▶ EXERCISE REQUIREMENTS: Count how many lines contain the word "components". Please give only the number.

— begin SOURCE DATA —

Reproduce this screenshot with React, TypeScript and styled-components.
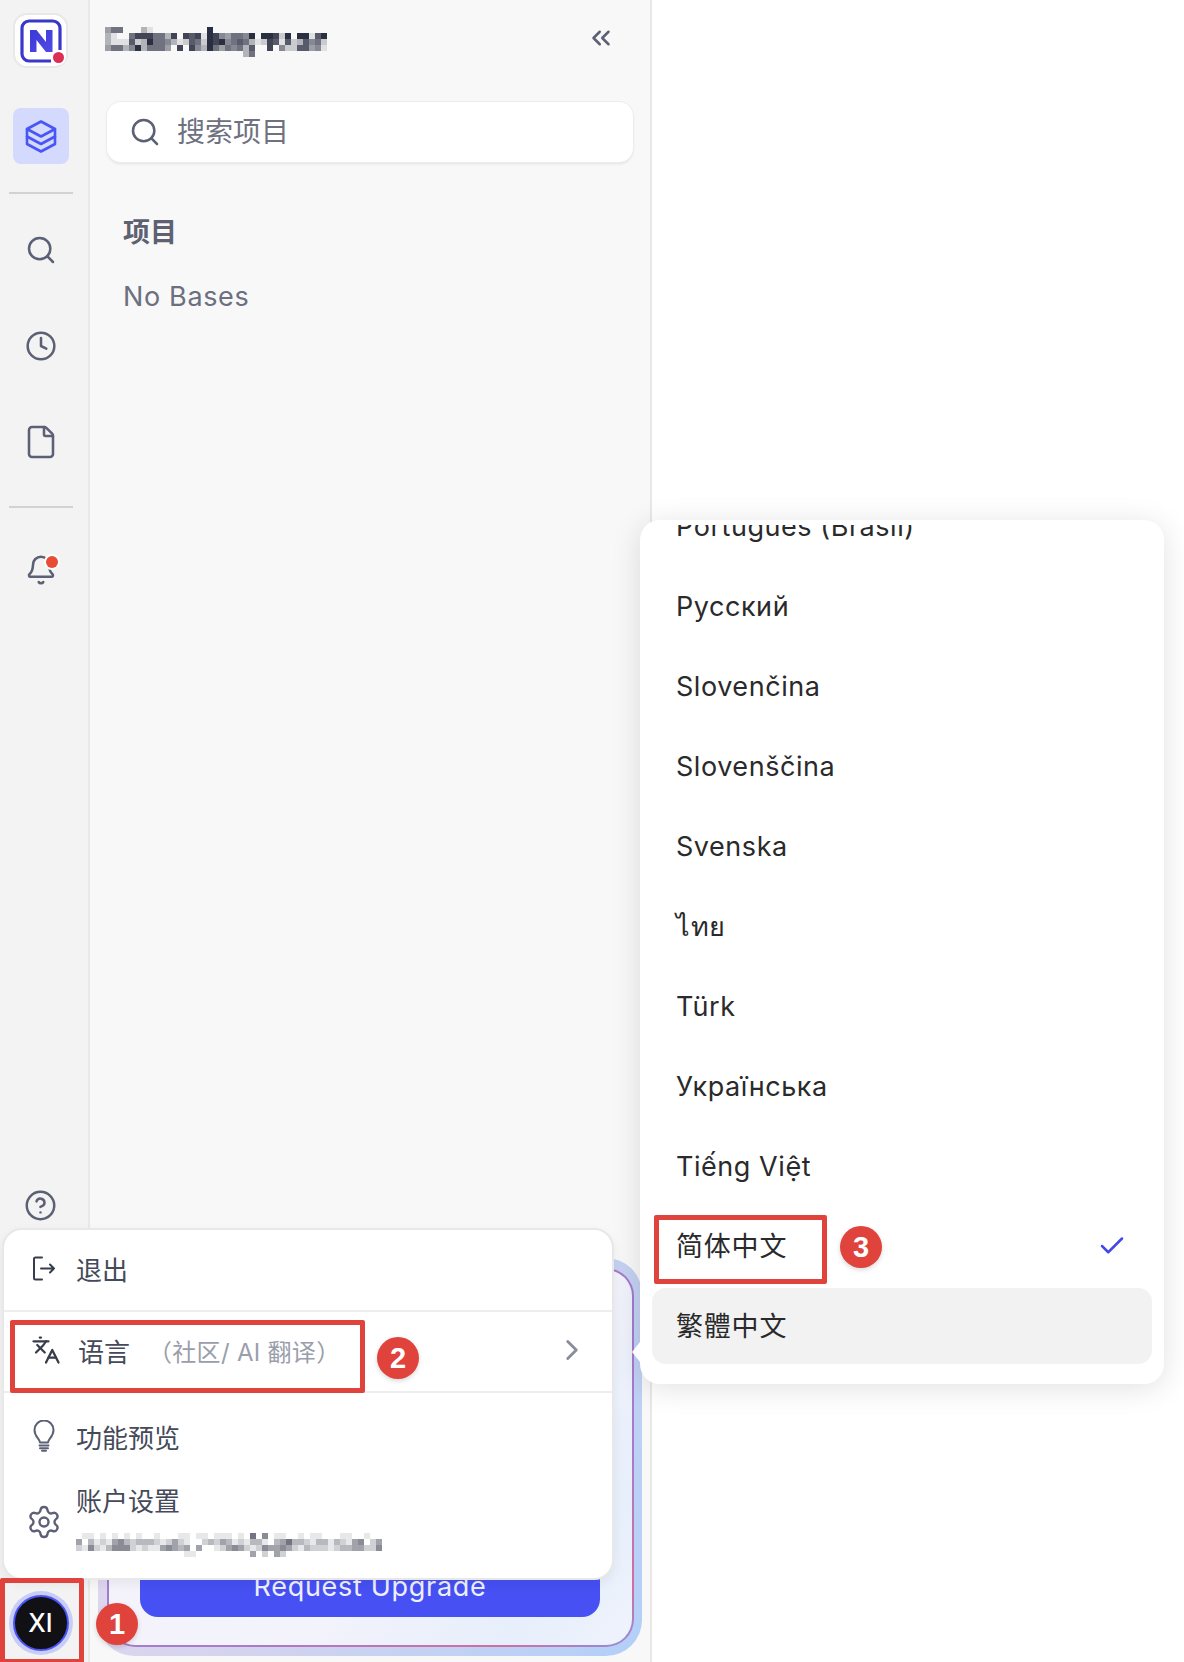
import React from "react";
import styled, { createGlobalStyle } from "styled-components";
import {
  Search,
  Clock,
  File,
  Bell,
  CircleHelp,
  ChevronsLeft,
  ChevronRight,
  Languages,
  Settings,
  Check,
} from "lucide-react";

const Global = createGlobalStyle`
  * { box-sizing: border-box; }
  html, body { margin: 0; padding: 0; background: #fff; }
  body { font-family: Inter, "Noto Sans CJK SC", "Noto Sans", sans-serif; }
`;

const Page = styled.div`
  position: relative;
  width: 1184px;
  height: 1662px;
  display: flex;
  overflow: hidden;
  background: #fff;
`;

const Rail = styled.nav`
  width: 90px;
  flex: none;
  display: flex;
  flex-direction: column;
  align-items: center;
  padding: 13px 7px 7px 0;
  background: #f3f3f3;
  border-right: 2px solid #e8e8e8;
`;

const LogoTile = styled.div`
  position: relative;
  width: 55px;
  height: 55px;
  display: flex;
  align-items: center;
  justify-content: center;
  background: #fff;
  border: 2px solid #e8e8e8;
  border-radius: 14px;
  margin-bottom: 40px;
`;

const LogoDot = styled.span`
  position: absolute;
  right: 2px;
  bottom: 3px;
  width: 11px;
  height: 11px;
  border-radius: 50%;
  background: #dc2f55;
  box-shadow: 0 0 0 2px #fff;
`;

const ActiveTile = styled.div`
  width: 56px;
  height: 56px;
  display: flex;
  align-items: center;
  justify-content: center;
  border-radius: 8px;
  background: #d3dafd;
  color: #4a55f5;
`;

const RailRule = styled.hr<{ $before: number; $after: number }>`
  width: 64px;
  height: 2px;
  flex: none;
  border: 0;
  margin: ${(p) => p.$before}px 0 ${(p) => p.$after}px;
  background: #d2d2d6;
`;

const NavCell = styled.div`
  position: relative;
  width: 56px;
  height: 96px;
  flex: none;
  display: flex;
  align-items: center;
  justify-content: center;
  color: #5b6074;
`;

const BellDot = styled.span`
  position: absolute;
  left: 33px;
  top: 34px;
  width: 12px;
  height: 12px;
  border-radius: 50%;
  background: #ea4b35;
  box-shadow: 0 0 0 2px #fff;
`;

const HelpCell = styled.div`
  margin-top: auto;
  margin-bottom: 370px;
  height: 32px;
  display: flex;
  align-items: center;
  color: #5b6074;
`;

const Avatar = styled.div`
  width: 56px;
  height: 56px;
  flex: none;
  margin: 4px 0;
  display: flex;
  align-items: center;
  justify-content: center;
  border-radius: 50%;
  background: #111115;
  border: 2px solid #4a55f5;
  box-shadow: 0 0 0 4px #c9cdf5;
  color: #fff;
  font-size: 25px;
  font-weight: 500;
`;

const Sidebar = styled.aside`
  width: 562px;
  flex: none;
  display: flex;
  flex-direction: column;
  background: #f8f8f8;
  border-right: 2px solid #e8e8e8;
`;

const SidebarHeader = styled.header`
  height: 84px;
  margin-bottom: 18px;
  padding: 0 34px 0 15px;
  display: flex;
  align-items: center;
  justify-content: space-between;
  color: #5b6074;
`;

const CollapseIcon = styled.span`
  display: flex;
  margin-top: -8px;
`;

const SearchBox = styled.div`
  height: 60px;
  margin: 0 17px;
  padding: 0 22px;
  display: flex;
  align-items: center;
  gap: 16px;
  background: #fff;
  border-radius: 14px;
  box-shadow: 0 0 0 1px #ececec, 0 2px 3px rgba(0, 0, 0, 0.09);
  color: #5b6074;
`;

const SearchPlaceholder = styled.span`
  font-size: 28px;
  line-height: 36px;
  color: #6d7180;
`;

const SectionTitle = styled.h2`
  margin: 54px 0 0 33px;
  font-size: 27px;
  line-height: 34px;
  font-weight: 700;
  color: #5d6170;
`;

const EmptyNote = styled.p`
  margin: 29px 0 0 33px;
  font-size: 27px;
  line-height: 36px;
  letter-spacing: 0.65px;
  color: #6b6f7e;
`;

const UpgradeCard = styled.section`
  margin: auto 8px 6px;
  height: 398px;
  padding: 10px 8px 9px 9px;
  border-radius: 36px;
  background: linear-gradient(120deg, #e9daf0 0%, #d5d3ee 45%, #b3cff8 100%);
`;

const UpgradeRing = styled.div`
  height: 100%;
  padding: 2px;
  border-radius: 28px;
  background: linear-gradient(
    155deg,
    #c96f9e 0%,
    #a07cd0 45%,
    #a97cc9 70%,
    #d06fa0 90%,
    #8f8fe0 100%
  );
`;

const UpgradeBody = styled.div`
  height: 100%;
  padding: 0 32px 28px 31px;
  display: flex;
  flex-direction: column;
  justify-content: flex-end;
  border-radius: 26px;
  background: linear-gradient(130deg, #f6f4fb 0%, #f3f3fb 60%, #e6effb 85%, #f0f3fc 100%);
`;

const UpgradeButton = styled.button`
  height: 62px;
  border: 0;
  border-radius: 18px;
  padding: 0;
  background: #4650f3;
  color: #eef0ff;
  font: inherit;
  font-size: 27px;
  letter-spacing: 0.7px;
`;

const Main = styled.main`
  flex: 1;
  background: #fff;
`;

const AccountMenu = styled.div`
  position: absolute;
  left: 2px;
  top: 1228px;
  width: 612px;
  height: 352px;
  display: flex;
  flex-direction: column;
  background: #fff;
  border: 2px solid #e8e8e8;
  border-radius: 20px;
  box-shadow: 0 4px 12px rgba(0, 0, 0, 0.06);
`;

const MenuSection = styled.div<{ $height: number }>`
  height: ${(p) => p.$height}px;
  padding-bottom: 3px;
  flex: none;
  display: flex;
  flex-direction: column;
  justify-content: center;
  border-bottom: 2px solid #eeeeee;
`;

const MenuRow = styled.div<{ $inset?: number; $height?: number }>`
  height: ${(p) => (p.$height ? `${p.$height}px` : "auto")};
  padding: 0 23px 0 ${(p) => p.$inset ?? 26}px;
  display: flex;
  align-items: center;
  gap: 18px;
  font-size: 26px;
  color: #454a59;
`;

const AccountRow = styled(MenuRow)`
  margin-top: 8px;
`;

const MenuIcon = styled.span<{ $dark?: boolean }>`
  width: 28px;
  height: 32px;
  flex: none;
  display: flex;
  align-items: center;
  justify-content: center;
  color: ${(p) => (p.$dark ? "#383d4c" : "#5b6074")};
  svg {
    flex: none;
  }
`;

const MenuHint = styled.span`
  font-size: 24px;
  letter-spacing: 0.3px;
  color: #9a9eab;
`;

const MenuTrail = styled.span`
  margin-left: auto;
  display: flex;
  color: #8a8e9b;
`;

const AccountText = styled.div`
  display: flex;
  flex-direction: column;
  gap: 13px;
  margin-top: -3px;
`;

const AccountName = styled.span`
  line-height: 36px;
`;

const LanguagePanel = styled.div`
  position: absolute;
  left: 640px;
  top: 520px;
  width: 524px;
  height: 864px;
  padding: 5px 0 20px;
  display: flex;
  flex-direction: column;
  background: #fff;
  border-radius: 20px;
  box-shadow: 0 4px 30px rgba(0, 0, 0, 0.12);
`;

const LanguageList = styled.div`
  flex: 1;
  min-height: 0;
  padding: 0 12px;
  display: flex;
  flex-direction: column;
  justify-content: flex-end;
  gap: 4px;
  overflow: hidden;
`;

const PanelCaret = styled.span`
  position: absolute;
  left: -8px;
  bottom: 22px;
  width: 0;
  height: 0;
  border-top: 10px solid transparent;
  border-bottom: 10px solid transparent;
  border-right: 8px solid #fff;
`;

const LanguageRow = styled.div<{ $hover?: boolean }>`
  height: 76px;
  flex: none;
  padding: 0 25px 0 24px;
  display: flex;
  align-items: center;
  justify-content: space-between;
  border-radius: 14px;
  background: ${(p) => (p.$hover ? "#f2f2f2" : "transparent")};
  font-size: 27px;
  letter-spacing: 0.55px;
  color: #2a2a2c;
`;

const CjkLabel = styled.span`
  margin-top: -3px;
  letter-spacing: 0.8px;
`;

const CheckMark = styled.span`
  display: flex;
  color: #4348e8;
`;

const Callout = styled.div<{ $x: number; $y: number; $w: number; $h: number }>`
  position: absolute;
  left: ${(p) => p.$x}px;
  top: ${(p) => p.$y}px;
  width: ${(p) => p.$w}px;
  height: ${(p) => p.$h}px;
  border: 5px solid #e0433c;
  border-radius: 2px;
`;

const StepBadge = styled.span<{ $x: number; $y: number }>`
  position: absolute;
  left: ${(p) => p.$x - 21}px;
  top: ${(p) => p.$y - 21}px;
  width: 42px;
  height: 42px;
  display: flex;
  align-items: center;
  justify-content: center;
  border-radius: 50%;
  background: #e0433c;
  box-shadow: 0 2px 5px rgba(0, 0, 0, 0.15);
  color: #fff;
  font-size: 29px;
  font-weight: 700;
  font-family: "Liberation Sans", sans-serif;
`;

const Mosaic: React.FC<{ rows: string[]; cell: number; label: string }> = ({ rows, cell, label }) => {
  const cols = Math.max(...rows.map((r) => r.length));
  return (
    <svg width={cols * cell} height={rows.length * cell} role="img" aria-label={label} shapeRendering="crispEdges" style={{ display: "block", flex: "none" }}>
      {rows.flatMap((row, y) =>
        row.split("").map((c, x) =>
          c === "0" ? null : (
            <rect key={`${x}-${y}`} x={x * cell} y={y * cell} width={cell} height={cell} fill="#1f2437" fillOpacity={Number(c) / 9.5} />
          ),
        ),
      )}
    </svg>
  );
};

const titleRows = [
  "4660003100000000090000000000000000000",
  "3100688866380878198546659099829099179",
  "3111723966531276298956763128717237562",
  "4663593666408085396465637008052277451",
  "0000000000000000000000036000000000000",
];

const emailRows = [
  "011010101010010001101101110106050110010110001100100",
  "403121453233321242100232431213310346332133132145024",
  "215213555212114543404001245421254454213222123344225",
  "000000000000000000110000000004020420000000000000000",
];

const LogoMark = () => (
  <svg width="44" height="44" viewBox="0 0 44 44" aria-hidden="true">
    <defs>
      <linearGradient id="logoN" x1="0" y1="0" x2="1" y2="1">
        <stop offset="0" stopColor="#3b3ad6" />
        <stop offset="1" stopColor="#4f49e8" />
      </linearGradient>
    </defs>
    <path d="M41 31V9a7 7 0 0 0-7-7H10a7 7 0 0 0-7 7v26a7 7 0 0 0 7 7h22" fill="none" stroke="#3a37c9" strokeWidth="3.2" />
    <path d="M11 33V11h6.5L27 23V11h6.5v22H27l-9.5-12v12z" fill="url(#logoN)" />
  </svg>
);

const StackIcon = () => (
  <svg width="32" height="33" viewBox="0 0 32 33" fill="none" stroke="currentColor" strokeWidth="2.6" strokeLinejoin="round" strokeLinecap="round" aria-hidden="true">
    <path d="M16 1.5L30 9v15l-14 7.5L2 24V9z" />
    <path d="M2 9l14 7.5L30 9" />
    <path d="M2 16.5L16 24l14-7.5" />
  </svg>
);

const ExitIcon = () => (
  <svg width="24" height="25" viewBox="0 0 24 25" fill="none" stroke="currentColor" strokeWidth="2" strokeLinecap="round" strokeLinejoin="round" aria-hidden="true">
    <path d="M10 1.5H3.5A1.5 1.5 0 0 0 2 3v19a1.5 1.5 0 0 0 1.5 1.5H10" />
    <path d="M9 12.5h13M18 8.5l4 4-4 4" />
  </svg>
);

const BulbIcon = () => (
  <svg width="22" height="32" viewBox="0 0 22 32" fill="none" stroke="currentColor" strokeWidth="2" strokeLinecap="round" strokeLinejoin="round" aria-hidden="true">
    <path d="M7 22.5c0-3.5-5.5-5.5-5.5-12.5a9.5 9.5 0 0 1 19 0c0 7-5.5 9-5.5 12.5z" />
    <path d="M6.5 25.5h9M7 28.2h8M9 30.8h4" />
  </svg>
);

const languages = [
  "Português (Brasil)",
  "Русский",
  "Slovenčina",
  "Slovenščina",
  "Svenska",
  "ไทย",
  "Türk",
  "Українська",
  "Tiếng Việt",
];

export default function App() {
  return (
    <Page>
      <Global />
      <Rail>
        <LogoTile>
          <LogoMark />
          <LogoDot />
        </LogoTile>
        <ActiveTile>
          <StackIcon />
        </ActiveTile>
        <RailRule $before={28} $after={8} />
        <NavCell>
          <Search size={32} strokeWidth={1.9} />
        </NavCell>
        <NavCell>
          <Clock size={32} strokeWidth={1.9} />
        </NavCell>
        <NavCell>
          <File size={36} strokeWidth={1.7} />
        </NavCell>
        <RailRule $before={16} $after={14} />
        <NavCell>
          <Bell size={32} strokeWidth={1.9} />
          <BellDot />
        </NavCell>
        <HelpCell>
          <CircleHelp size={33} strokeWidth={1.8} />
        </HelpCell>
        <Avatar>XI</Avatar>
      </Rail>

      <Sidebar>
        <SidebarHeader>
          <Mosaic rows={titleRows} cell={6} label="Workspace name, pixelated" />
          <CollapseIcon>
            <ChevronsLeft size={30} strokeWidth={2} />
          </CollapseIcon>
        </SidebarHeader>
        <SearchBox>
          <Search size={32} strokeWidth={1.9} />
          <SearchPlaceholder>搜索项目</SearchPlaceholder>
        </SearchBox>
        <SectionTitle>项目</SectionTitle>
        <EmptyNote>No Bases</EmptyNote>
        <UpgradeCard>
          <UpgradeRing>
            <UpgradeBody>
              <UpgradeButton>Request Upgrade</UpgradeButton>
            </UpgradeBody>
          </UpgradeRing>
        </UpgradeCard>
      </Sidebar>

      <Main />

      <AccountMenu>
        <MenuSection $height={82}>
          <MenuRow>
            <MenuIcon $dark>
              <ExitIcon />
            </MenuIcon>
            退出
          </MenuRow>
        </MenuSection>
        <MenuSection $height={81}>
          <MenuRow $inset={28}>
            <MenuIcon $dark>
              <Languages size={30} strokeWidth={1.8} />
            </MenuIcon>
            语言
            <MenuHint>（社区/ AI 翻译）</MenuHint>
            <MenuTrail>
              <ChevronRight size={34} strokeWidth={2} />
            </MenuTrail>
          </MenuRow>
        </MenuSection>
        <MenuRow $height={86}>
          <MenuIcon>
            <BulbIcon />
          </MenuIcon>
          功能预览
        </MenuRow>
        <AccountRow>
          <MenuIcon>
            <Settings size={36} strokeWidth={1.6} />
          </MenuIcon>
          <AccountText>
            <AccountName>账户设置</AccountName>
            <Mosaic rows={emailRows} cell={6} label="Email address, pixelated" />
          </AccountText>
        </AccountRow>
      </AccountMenu>

      <LanguagePanel>
        <PanelCaret />
        <LanguageList>
          {languages.map((l) => (
            <LanguageRow key={l}>{l}</LanguageRow>
          ))}
          <LanguageRow>
            <CjkLabel>简体中文</CjkLabel>
            <CheckMark>
              <Check size={30} strokeWidth={2} />
            </CheckMark>
          </LanguageRow>
          <LanguageRow $hover>
            <CjkLabel>繁體中文</CjkLabel>
          </LanguageRow>
        </LanguageList>
      </LanguagePanel>

      <Callout $x={0} $y={1578} $w={84} $h={86} />
      <StepBadge $x={117} $y={1624}>1</StepBadge>
      <Callout $x={10} $y={1320} $w={355} $h={73} />
      <StepBadge $x={398} $y={1358}>2</StepBadge>
      <Callout $x={654} $y={1215} $w={173} $h={69} />
      <StepBadge $x={861} $y={1247}>3</StepBadge>
    </Page>
  );
}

— end SOURCE DATA —

▶ THE RESULT: 2